I had a non-traditional start to my career. I took on a number of tactical jobs before securing a book-keeping position at Allianz Insurance. I wanted to be prepared for opportunities when they arose and create them for myself where possible so I worked toward a degree in accounting, followed by a second degree in computing science and an MBA in international banking.
I was fortunate to be in the team driving Allianz’s successful commercialisation of the internet in the 1990s, but at a certain point I realised I wanted a new challenge. My entry to banking happened when I decided to throw myself out of my comfort zone. I moved to work on American Express’s merchant e-commerce strategy and later joined Citi GTS in 2001 to run its e-business project office in Hong Kong.
The banking skills and experience I acquired led me to take on global leadership roles for transaction banking at Bank of America Merrill Lynch, RBS and now ANZ, which I joined in May this year.
Is there a gender-bias in the banking industry?
I am not sure it is a bias, as most banks now have adopted policies that ensure conscious bias is eliminated. However, we do still see disparity in pay and perception that the industry needs to continue to manage out.
Personally, I have never been held back in my career because I’m a woman. That said; I’ve had to adapt, speak up and be proactive about articulating my views and goals.
For some women, the gender bias may seem more substantial, which may be due to a tendency to shy away from speaking up or claiming recognition for their work. This is something that can be overcome with self-confidence and the right leadership.
I believe leaders have a responsibility to ensure an inclusive approach to discussion. The person who has the best idea in a meeting may be the person who doesn’t feel comfortable speaking up so leaders need to provide these individuals, whether male or female, with a platform from which they can speak up. Only listening to half the room is a big mistake.
Do women bring anything different to the table?
Women generally have more empathy and intuition and this is an advantage in business, where relationships between people are important.
It also means that women think about problems in a different way. They add to the diversity of perspectives at the table, leading to a more balanced approach, which can only be a good thing.
“Balance is attainable and sustainable. Many career women (and men) manage very busy lives, but the key to success is in planning and discipline. Manage your time like the scarce resource it is so you spend it wisely and on things that drive a good return.”
What advice do you have for work-life balance?
It won’t happen unless you manage it. This applies to both men and women. You decide the priorities in your life, and yes, this prioritisation has consequences.
Balance is attainable and sustainable. Many career women (and men) manage very busy lives, but the key to success is in planning and discipline. Manage your time like the scarce resource it is so you spend it wisely and on things that drive a good return.

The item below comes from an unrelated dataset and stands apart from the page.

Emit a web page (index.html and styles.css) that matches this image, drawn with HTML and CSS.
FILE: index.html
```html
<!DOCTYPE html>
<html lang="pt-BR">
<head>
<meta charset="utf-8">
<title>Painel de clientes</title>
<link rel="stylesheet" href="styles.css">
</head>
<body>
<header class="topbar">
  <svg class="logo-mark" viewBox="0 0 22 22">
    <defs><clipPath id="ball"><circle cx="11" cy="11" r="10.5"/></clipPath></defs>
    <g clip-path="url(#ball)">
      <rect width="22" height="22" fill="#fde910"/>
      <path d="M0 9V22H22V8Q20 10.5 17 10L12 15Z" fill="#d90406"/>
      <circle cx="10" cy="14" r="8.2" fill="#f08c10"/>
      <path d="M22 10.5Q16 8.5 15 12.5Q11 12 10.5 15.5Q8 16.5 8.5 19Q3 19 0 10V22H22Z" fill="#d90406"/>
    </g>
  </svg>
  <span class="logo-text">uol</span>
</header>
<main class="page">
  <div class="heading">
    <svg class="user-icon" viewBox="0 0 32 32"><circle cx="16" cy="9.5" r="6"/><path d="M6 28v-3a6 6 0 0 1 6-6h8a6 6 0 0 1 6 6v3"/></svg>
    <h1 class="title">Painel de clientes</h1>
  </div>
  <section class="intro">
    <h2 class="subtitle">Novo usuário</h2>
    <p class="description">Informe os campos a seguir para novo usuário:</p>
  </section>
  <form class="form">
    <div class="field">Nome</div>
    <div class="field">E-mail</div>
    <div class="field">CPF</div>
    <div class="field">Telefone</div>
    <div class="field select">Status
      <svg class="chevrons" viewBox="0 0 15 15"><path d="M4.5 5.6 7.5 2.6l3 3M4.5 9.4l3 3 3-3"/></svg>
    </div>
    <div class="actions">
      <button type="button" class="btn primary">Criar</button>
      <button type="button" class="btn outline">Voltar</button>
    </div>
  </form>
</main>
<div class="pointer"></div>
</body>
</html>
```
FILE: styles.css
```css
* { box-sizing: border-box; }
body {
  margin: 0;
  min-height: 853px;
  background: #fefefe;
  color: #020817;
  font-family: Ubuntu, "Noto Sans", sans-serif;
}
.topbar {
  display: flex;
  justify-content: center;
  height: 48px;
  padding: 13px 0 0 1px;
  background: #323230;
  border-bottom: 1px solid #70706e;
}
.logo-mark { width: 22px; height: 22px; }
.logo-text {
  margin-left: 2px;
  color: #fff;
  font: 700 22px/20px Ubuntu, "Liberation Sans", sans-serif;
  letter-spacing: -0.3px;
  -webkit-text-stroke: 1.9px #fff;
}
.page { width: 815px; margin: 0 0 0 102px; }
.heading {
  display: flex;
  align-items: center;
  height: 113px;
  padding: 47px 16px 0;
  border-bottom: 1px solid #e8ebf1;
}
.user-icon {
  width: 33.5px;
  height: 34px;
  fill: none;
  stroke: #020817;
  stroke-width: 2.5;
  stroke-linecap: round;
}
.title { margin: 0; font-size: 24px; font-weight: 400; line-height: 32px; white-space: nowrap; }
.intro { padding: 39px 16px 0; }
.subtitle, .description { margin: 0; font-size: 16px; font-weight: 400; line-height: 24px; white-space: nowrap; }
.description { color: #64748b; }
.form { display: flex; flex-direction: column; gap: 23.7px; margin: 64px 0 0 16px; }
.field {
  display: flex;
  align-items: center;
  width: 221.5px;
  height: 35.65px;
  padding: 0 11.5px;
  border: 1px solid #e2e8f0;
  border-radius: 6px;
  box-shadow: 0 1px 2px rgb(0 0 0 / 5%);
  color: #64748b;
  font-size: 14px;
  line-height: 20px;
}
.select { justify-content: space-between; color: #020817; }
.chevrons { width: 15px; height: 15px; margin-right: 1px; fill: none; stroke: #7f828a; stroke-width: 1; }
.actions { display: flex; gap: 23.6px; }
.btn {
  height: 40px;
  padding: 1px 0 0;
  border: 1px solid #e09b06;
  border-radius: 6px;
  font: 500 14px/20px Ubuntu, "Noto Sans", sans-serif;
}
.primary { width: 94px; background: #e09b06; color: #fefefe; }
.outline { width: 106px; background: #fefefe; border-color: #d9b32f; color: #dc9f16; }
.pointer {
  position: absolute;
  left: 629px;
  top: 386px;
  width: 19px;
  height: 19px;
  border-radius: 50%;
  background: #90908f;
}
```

I don’t think one needs to sacrifice other interests and make work their priority in order to be recognised and successful at work. In fact, I would argue the opposite; family, friends, fitness and fun are all essential inputs to a successful career. It’s what makes you, you.
Priorities can change as people go through different life stages, but commitment to one’s priorities is the key to work-life balance.

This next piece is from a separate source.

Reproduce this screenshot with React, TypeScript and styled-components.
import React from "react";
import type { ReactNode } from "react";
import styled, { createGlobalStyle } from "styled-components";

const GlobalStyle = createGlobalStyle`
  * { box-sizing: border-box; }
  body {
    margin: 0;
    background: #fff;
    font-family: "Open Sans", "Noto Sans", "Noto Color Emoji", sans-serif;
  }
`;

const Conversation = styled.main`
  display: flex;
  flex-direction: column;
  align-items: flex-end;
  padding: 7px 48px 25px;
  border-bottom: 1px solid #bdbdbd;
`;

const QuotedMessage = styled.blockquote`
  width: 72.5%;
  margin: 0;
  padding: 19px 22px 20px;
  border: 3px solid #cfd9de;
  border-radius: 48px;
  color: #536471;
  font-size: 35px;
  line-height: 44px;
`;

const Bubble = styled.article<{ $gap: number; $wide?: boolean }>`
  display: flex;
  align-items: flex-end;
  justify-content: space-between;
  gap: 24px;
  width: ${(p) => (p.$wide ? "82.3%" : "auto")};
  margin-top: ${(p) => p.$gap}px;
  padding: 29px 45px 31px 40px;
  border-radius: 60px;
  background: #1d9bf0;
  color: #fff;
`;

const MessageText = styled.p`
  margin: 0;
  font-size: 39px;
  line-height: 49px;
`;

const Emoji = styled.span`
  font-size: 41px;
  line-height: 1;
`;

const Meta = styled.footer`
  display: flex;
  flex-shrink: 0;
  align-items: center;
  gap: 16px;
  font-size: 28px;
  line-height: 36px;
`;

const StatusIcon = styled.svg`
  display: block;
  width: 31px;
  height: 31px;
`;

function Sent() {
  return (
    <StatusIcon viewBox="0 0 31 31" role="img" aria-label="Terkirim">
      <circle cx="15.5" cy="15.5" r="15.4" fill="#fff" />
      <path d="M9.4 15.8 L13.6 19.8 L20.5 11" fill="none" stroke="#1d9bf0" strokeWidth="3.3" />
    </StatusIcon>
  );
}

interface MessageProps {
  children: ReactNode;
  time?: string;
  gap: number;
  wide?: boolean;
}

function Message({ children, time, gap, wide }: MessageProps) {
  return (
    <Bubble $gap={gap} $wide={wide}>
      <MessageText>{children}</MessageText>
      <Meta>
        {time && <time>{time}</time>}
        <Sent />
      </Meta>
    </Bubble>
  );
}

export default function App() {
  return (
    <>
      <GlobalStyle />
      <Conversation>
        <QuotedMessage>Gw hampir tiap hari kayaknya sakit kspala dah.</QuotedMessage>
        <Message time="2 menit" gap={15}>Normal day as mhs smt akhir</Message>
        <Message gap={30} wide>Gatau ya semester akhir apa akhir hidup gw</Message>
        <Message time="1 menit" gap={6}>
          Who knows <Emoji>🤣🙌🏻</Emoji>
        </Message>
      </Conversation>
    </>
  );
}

What are your tips for young professionals?
Have a career direction, not a plan – but don’t feel compelled to stick to a given path. Be open-minded, know what you are good at and want to do, but also be open to other options. In today’s flat organisations, the quickest way up, is often to take a step down or sidewise. Seek feedback from others, as they may see something that you don’t see in yourself. For me, I have always taken the risk to seize unplanned opportunities and it has worked well for me.
Be genuine to earn respect. Be you, but be open to coaching that helps build your support circle. People tell me I am surprisingly forceful given that I’m a woman, but I wouldn’t change my style. Everyone will not always agree with you and may not always like you, but if you are genuine, honest and have integrity, you will win their respect, which is one of the hardest things to earn in any industry.
Master your own destiny. It’s each individual’s responsibility to achieve the right balance in life, whether it is pursuing one’s career goals or managing between home and work. Don’t get caught up in trying to out-do people and focus on ‘quality not quantity’ to drive outcomes.
Don’t be afraid to fail … just don’t make the same mistake twice. If you don’t fail you don’t stretch yourself and you don’t learn, and in today’s environment courage and creativity are often the differentiators.
Go for a run, watch a movie, spend time with your family and do the job exceptionally well … it’s a combination of them all that lead to success.